Anthony Smith, a prominent west Philadelphia activist, received a year in prison after admitting to aiding in flipping a police car during the 2020 George Floyd protests. His guilty plea for obstructing law enforcement during civil disorder led to the sentencing, including his involvement in arson.
During sentencing, Judge Juan Sánchez acknowledged Smith’s community efforts but highlighted the negative impact of his actions on public safety. Smith, expressing remorse, attributed his behavior to impulsiveness and peer influence.
Contrary to the prosecution’s recommendation of 30+ months, Smith received a reduced sentence of a year and a day, limiting his teaching prospects for a decade due to the felony conviction. Defense attorney Paul Hetznecker argued against imprisonment, emphasizing Smith’s extensive house arrest and lifetime of altruism overshadowed by a single regretful act.

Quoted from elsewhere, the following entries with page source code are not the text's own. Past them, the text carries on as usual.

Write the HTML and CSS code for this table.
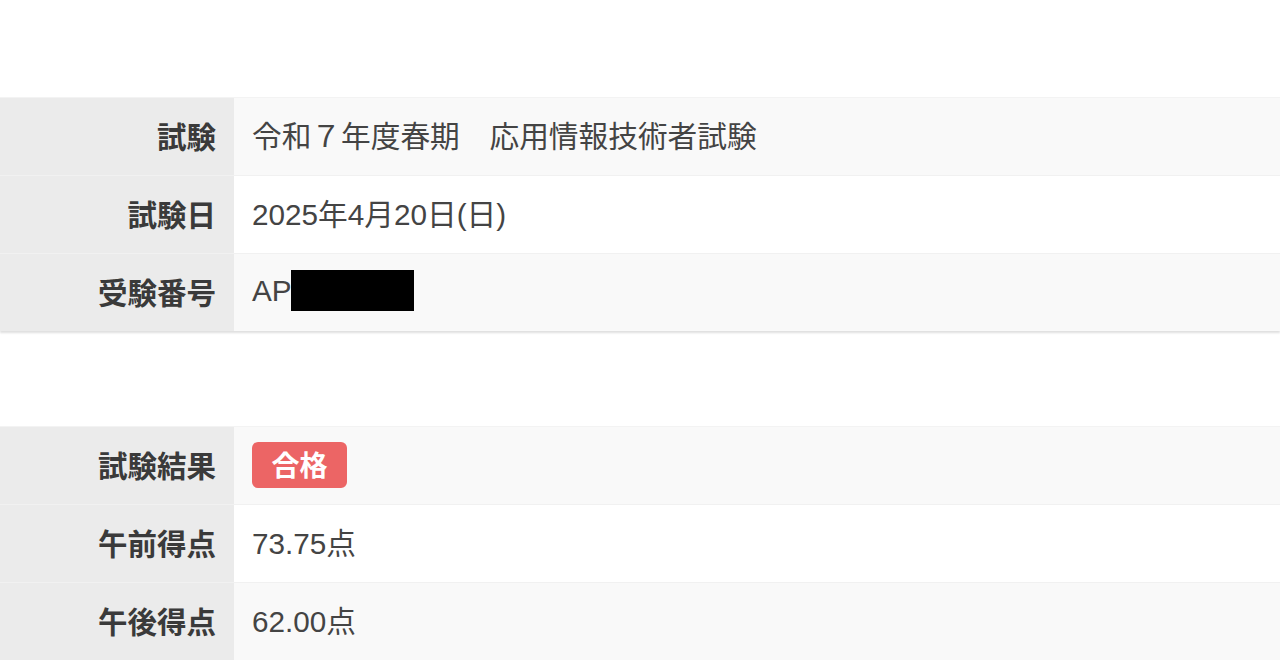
FILE: index.html
```html
<!DOCTYPE html>
<html lang="ja">
<head>
<meta charset="utf-8">
<title>試験結果</title>
<link rel="stylesheet" href="styles.css">
</head>
<body>
<main class="page">
  <section class="info">
    <div class="row odd">
      <div class="label">試験</div>
      <div class="value">令和７年度春期　応用情報技術者試験</div>
    </div>
    <div class="row">
      <div class="label">試験日</div>
      <div class="value">2025年4月20日(日)</div>
    </div>
    <div class="row odd">
      <div class="label">受験番号</div>
      <div class="value">AP<span class="mask"></span></div>
    </div>
  </section>
  <section class="info">
    <div class="row odd">
      <div class="label">試験結果</div>
      <div class="value"><span class="badge">合格</span></div>
    </div>
    <div class="row">
      <div class="label">午前得点</div>
      <div class="value">73.75点</div>
    </div>
    <div class="row odd">
      <div class="label">午後得点</div>
      <div class="value">62.00点</div>
    </div>
  </section>
</main>
</body>
</html>
```
FILE: styles.css
```css
html, body {
  margin: 0;
  padding: 0;
  background: #ffffff;
}
body {
  font-family: "Noto Sans CJK JP", "Noto Sans", sans-serif;
  color: #444444;
}
.page {
  padding-top: 97px;
  display: flex;
  flex-direction: column;
  gap: 95px;
}
.info {
  display: flex;
  flex-direction: column;
  box-shadow: 0 2px 2px rgba(0, 0, 0, 0.13);
}
.row {
  display: grid;
  grid-template-columns: 234px 1fr;
  height: 77px;
  border-top: 1px solid #f1f1f1;
}
.row:first-child {
  border-top: 1px solid #f3f3f3;
}
.label {
  background: #ebebeb;
  display: flex;
  align-items: center;
  justify-content: flex-end;
  padding-right: 18px;
  padding-bottom: 4px;
  font-size: 29.5px;
  font-weight: 700;
  color: #3a3a3a;
}
.value {
  background: #ffffff;
  display: flex;
  align-items: center;
  padding-left: 18px;
  padding-bottom: 4px;
  font-size: 29.7px;
  color: #444444;
  font-family: "Liberation Sans", "Noto Sans CJK JP", sans-serif;
}
.row.odd .value {
  background: #f9f9f9;
}
.mask {
  display: inline-block;
  width: 123px;
  height: 41px;
  background: #000000;
  margin-left: -1px;
}
.badge {
  display: inline-flex;
  align-items: center;
  justify-content: center;
  width: 95px;
  height: 46px;
  margin-top: 2px;
  border-radius: 6px;
  background: #ec6565;
  color: #ffffff;
  font-family: "Noto Sans CJK JP", sans-serif;
  font-weight: 700;
  font-size: 28px;
  padding-bottom: 2px;
  box-sizing: border-box;
}
```
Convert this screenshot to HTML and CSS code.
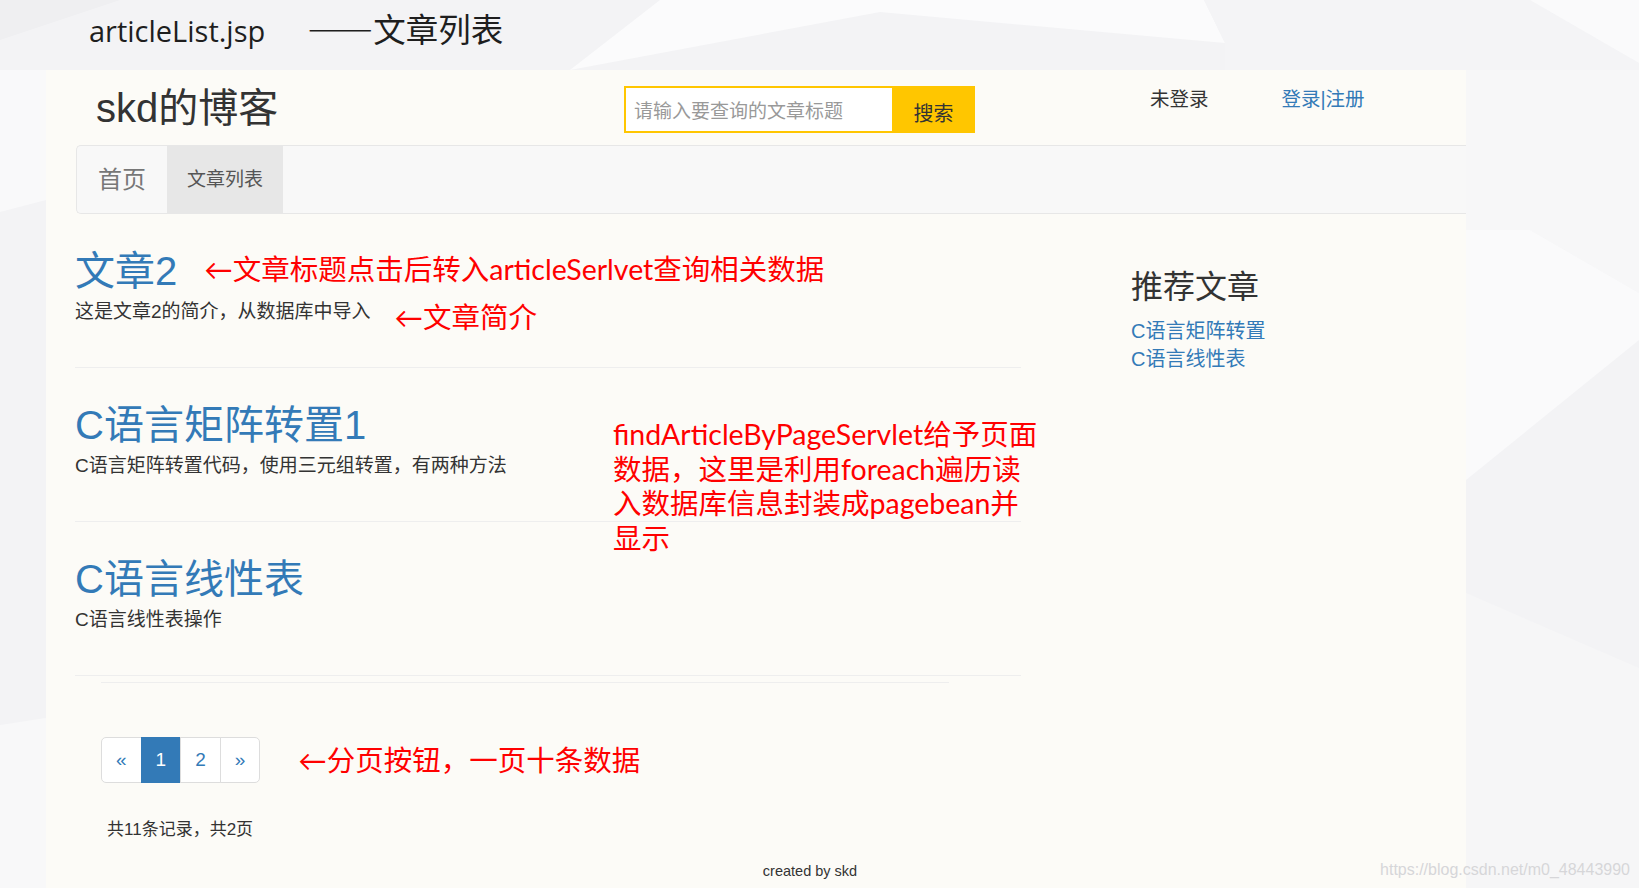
FILE: index.html
```html
<html lang="zh-CN">
<head>
    <meta charset="UTF-8">
    <meta name="viewport" content="width=device-width, initial-scale=1.0">
    <title>articleList.jsp</title>
    <link rel="stylesheet" href="styles.css">
</head>
<body>
    <!-- slide backdrop -->
    <svg class="backdrop" width="1639" height="888" viewBox="0 0 1639 888">
        <rect width="1639" height="888" fill="#f3f3f5"/>
        <polygon points="0,0 120,0 0,40" fill="#efeff1"/>
        <polygon points="570,70 660,0 1204,0 1225,43 880,12" fill="#fbfbfc"/>
        <polygon points="1204,0 1530,0 1639,63 1639,70 1225,70 1225,43" fill="#f4f4f6"/>
        <polygon points="1530,0 1639,0 1639,63" fill="#fafafb"/>
        <polygon points="1466,70 1639,70 1639,293 1530,230 1466,230" fill="#f7f7f8"/>
        <polygon points="1530,230 1639,293 1639,340 1466,480 1466,230" fill="#fafafb"/>
        <polygon points="1466,593 1639,668 1639,888 1466,888" fill="#f6f6f7"/>
        <polygon points="0,70 46,70 46,200 0,212" fill="#f9f9fa"/>
        <polygon points="0,725 46,718 46,888 0,888" fill="#f8f8f9"/>
    </svg>

    <div class="slide-title">
        <span class="en">articleList.jsp</span><span class="dash">——</span><span class="zh">文章列表</span>
    </div>

    <div class="page">
        <div class="header">
            <div class="brand"><h1>skd的博客</h1></div>
            <form class="search" onsubmit="return false">
                <input type="text" placeholder="请输入要查询的文章标题">
                <button type="submit">搜索</button>
            </form>
            <div class="user">
                <span class="status">未登录</span>
                <a href="#" class="login">登录|注册</a>
            </div>
        </div>

        <ul class="nav">
            <li><a href="#">首页</a></li>
            <li class="active"><a href="#">文章列表</a></li>
        </ul>

        <div class="content">
            <div class="main">
                <div class="article">
                    <div class="row">
                        <h2><a href="#">文章2</a></h2>
                        <span class="note note-title">←文章标题点击后转入articleSerlvet查询相关数据</span>
                    </div>
                    <div class="row sum">
                        <p class="summary">这是文章2的简介，从数据库中导入</p>
                        <span class="note note-sum">←文章简介</span>
                    </div>
                </div>
                <div class="article">
                    <div class="row">
                        <h2><a href="#">C语言矩阵转置1</a></h2>
                    </div>
                    <div class="row sum">
                        <p class="summary">C语言矩阵转置代码，使用三元组转置，有两种方法</p>
                    </div>
                </div>
                <div class="article">
                    <div class="row">
                        <h2><a href="#">C语言线性表</a></h2>
                    </div>
                    <div class="row sum">
                        <p class="summary">C语言线性表操作</p>
                    </div>
                </div>

                <div class="pager-area">
                    <div class="pager-row">
                        <ul class="pagination">
                            <li><a href="#">&laquo;</a></li>
                            <li class="active"><a href="#">1</a></li>
                            <li><a href="#">2</a></li>
                            <li><a href="#">&raquo;</a></li>
                        </ul>
                        <span class="note note-pager">←分页按钮，一页十条数据</span>
                    </div>
                    <p class="count">共11条记录，共2页</p>
                </div>
            </div>

            <div class="side">
                <h3>推荐文章</h3>
                <ul>
                    <li><a href="#">C语言矩阵转置</a></li>
                    <li><a href="#">C语言线性表</a></li>
                </ul>
            </div>

            <div class="note note-block">
                <div>findArticleByPageServlet给予页面</div>
                <div>数据，这里是利用foreach遍历读</div>
                <div>入数据库信息封装成pagebean并</div>
                <div>显示</div>
            </div>
        </div>

        <div class="footer">created by skd</div>
    </div>

    <div class="watermark">https://blog.csdn.net/m0_48443990</div>
</body>
</html>
```

FILE: styles.css
```css
body {
    margin: 0;
    height: 888px;
    overflow: hidden;
    position: relative;
    background-color: #f3f3f5;
    font-family: "Liberation Sans", "Noto Sans CJK SC", sans-serif;
    color: #333;
}

a {
    color: #337ab7;
    text-decoration: none;
}

.backdrop {
    position: absolute;
    top: 0;
    left: 0;
}

/* slide heading above the screenshot */
.slide-title {
    position: relative;
    height: 70px;
    box-sizing: border-box;
    padding: 8px 0 0 89px;
    line-height: 40px;
    color: #1e1e1e;
    white-space: nowrap;
}

.slide-title .en {
    font-family: "Open Sans", "Noto Sans CJK SC", sans-serif;
    font-size: 29px;
}

.slide-title .dash {
    font-family: "Noto Sans CJK SC", sans-serif;
    font-size: 33px;
    margin-left: 42px;
    vertical-align: -1px;
}

.slide-title .zh {
    font-family: "Noto Sans CJK SC", sans-serif;
    font-size: 32.5px;
}

/* the blog page */
.page {
    position: relative;
    margin-left: 46px;
    width: 1420px;
    height: 818px;
    background-color: #fcfbf7;
}

.header {
    display: flex;
    align-items: flex-start;
    height: 75px;
    box-sizing: border-box;
    padding: 16px 0 0 50px;
}

.brand {
    width: 528px;
}

.brand h1 {
    margin: 0;
    font-size: 40px;
    line-height: 44px;
    font-weight: normal;
    color: #333;
}

.search {
    display: flex;
    height: 47px;
    margin: 0;
}

.search input {
    width: 268px;
    height: 47px;
    box-sizing: border-box;
    border: 2px solid #ffc600;
    border-right: none;
    padding: 4px 8px 0;
    background-color: #fff;
    font-family: "Liberation Sans", "Noto Sans CJK SC", sans-serif;
    font-size: 19px;
    outline: none;
}

.search input::placeholder {
    color: #999;
}

.search button {
    width: 83px;
    height: 47px;
    border: none;
    background-color: #ffc600;
    font-family: "Liberation Sans", "Noto Sans CJK SC", sans-serif;
    font-size: 20px;
    color: #333;
    padding: 5px 0 0;
    cursor: pointer;
}

.user {
    display: flex;
    margin-left: 175px;
    font-size: 19.5px;
    line-height: 27px;
}

.user .login {
    margin-left: 73px;
}

.nav {
    display: flex;
    list-style: none;
    margin: 0 0 0 30px;
    padding: 0;
    height: 69px;
    box-sizing: border-box;
    border: 1px solid #e7e7e7;
    border-right: none;
    border-radius: 5px 0 0 5px;
    background-color: #f8f8f8;
}

.nav li a {
    display: block;
    line-height: 67px;
    padding: 0 21px;
    font-size: 24px;
    color: #777;
}

.nav li.active a {
    background-color: #e7e7e7;
    color: #555;
    font-size: 19px;
    padding: 0 20px;
}

.content {
    position: relative;
    display: flex;
    padding-left: 29px;
}

.main {
    width: 946px;
}

.article {
    padding: 35px 0 42px;
    border-bottom: 1px solid #eee;
}

.row {
    display: flex;
    align-items: center;
}

.row.sum {
    align-items: flex-start;
    margin-top: 5px;
}

.article h2 {
    margin: 0;
    font-size: 40px;
    line-height: 44px;
    font-weight: normal;
}

.summary {
    margin: 0;
    font-size: 19px;
    line-height: 27px;
    color: #333;
}

/* red annotations */
.note {
    font-family: Lato, "Noto Sans CJK SC", sans-serif;
    font-size: 28.5px;
    line-height: 34px;
    color: #ff0000;
    white-space: nowrap;
}

.note-title {
    margin: 0 0 4px 27px;
}

.note-sum {
    line-height: 27px;
    margin: 6px 0 -6px 24px;
}

.note-block {
    position: absolute;
    left: 567px;
    top: 203px;
    line-height: 34.6px;
}

.pager-area {
    margin: 6px 72px 0 26px;
    border-top: 1px solid #eee;
}

.pager-row {
    display: flex;
    align-items: center;
    margin-top: 54px;
}

.pagination {
    display: flex;
    list-style: none;
    margin: 0;
    padding: 0;
}

.pagination li a {
    display: block;
    padding: 8px 14px;
    line-height: 28px;
    font-size: 19px;
    color: #337ab7;
    background-color: #fff;
    border: 1px solid #ddd;
    margin-left: -1px;
}

.pagination li:first-child a {
    margin-left: 0;
    border-radius: 5px 0 0 5px;
}

.pagination li:last-child a {
    border-radius: 0 5px 5px 0;
}

.pagination li.active a {
    background-color: #337ab7;
    border-color: #337ab7;
    color: #fff;
}

.note-pager {
    margin-left: 38px;
}

.count {
    margin: 35px 0 0 6px;
    font-size: 17px;
    line-height: 24px;
    color: #333;
}

.side {
    margin-left: 110px;
    padding-top: 56px;
}

.side h3 {
    margin: 0;
    font-size: 32px;
    line-height: 35px;
    font-weight: normal;
    color: #333;
}

.side ul {
    list-style: none;
    margin: 12px 0 0;
    padding: 0;
}

.side li {
    font-size: 20px;
    line-height: 28px;
}

.footer {
    margin-top: 19px;
    padding-left: 108px;
    text-align: center;
    font-size: 14.5px;
    line-height: 20px;
    color: #333;
}

.watermark {
    position: absolute;
    right: 9px;
    bottom: 9px;
    font-size: 16px;
    line-height: 18px;
    color: #d6d6d9;
}
```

While Smith’s case concluded with a shorter term, co-defendants received longer sentences, illustrating the varying outcomes of the legal proceedings. Earlier, Philadelphia officials settled lawsuits, allocating $9.25 million to 343 plaintiffs and funding mental health counseling for residents affected by the protests.
The incident, amplified on social media, drew criticism toward the city’s handling of the protests, prompting audits and scrutiny of Mayor Jim Kenney and Police Commissioner Danielle Outlaw’s responses to the unrest in west Philadelphia.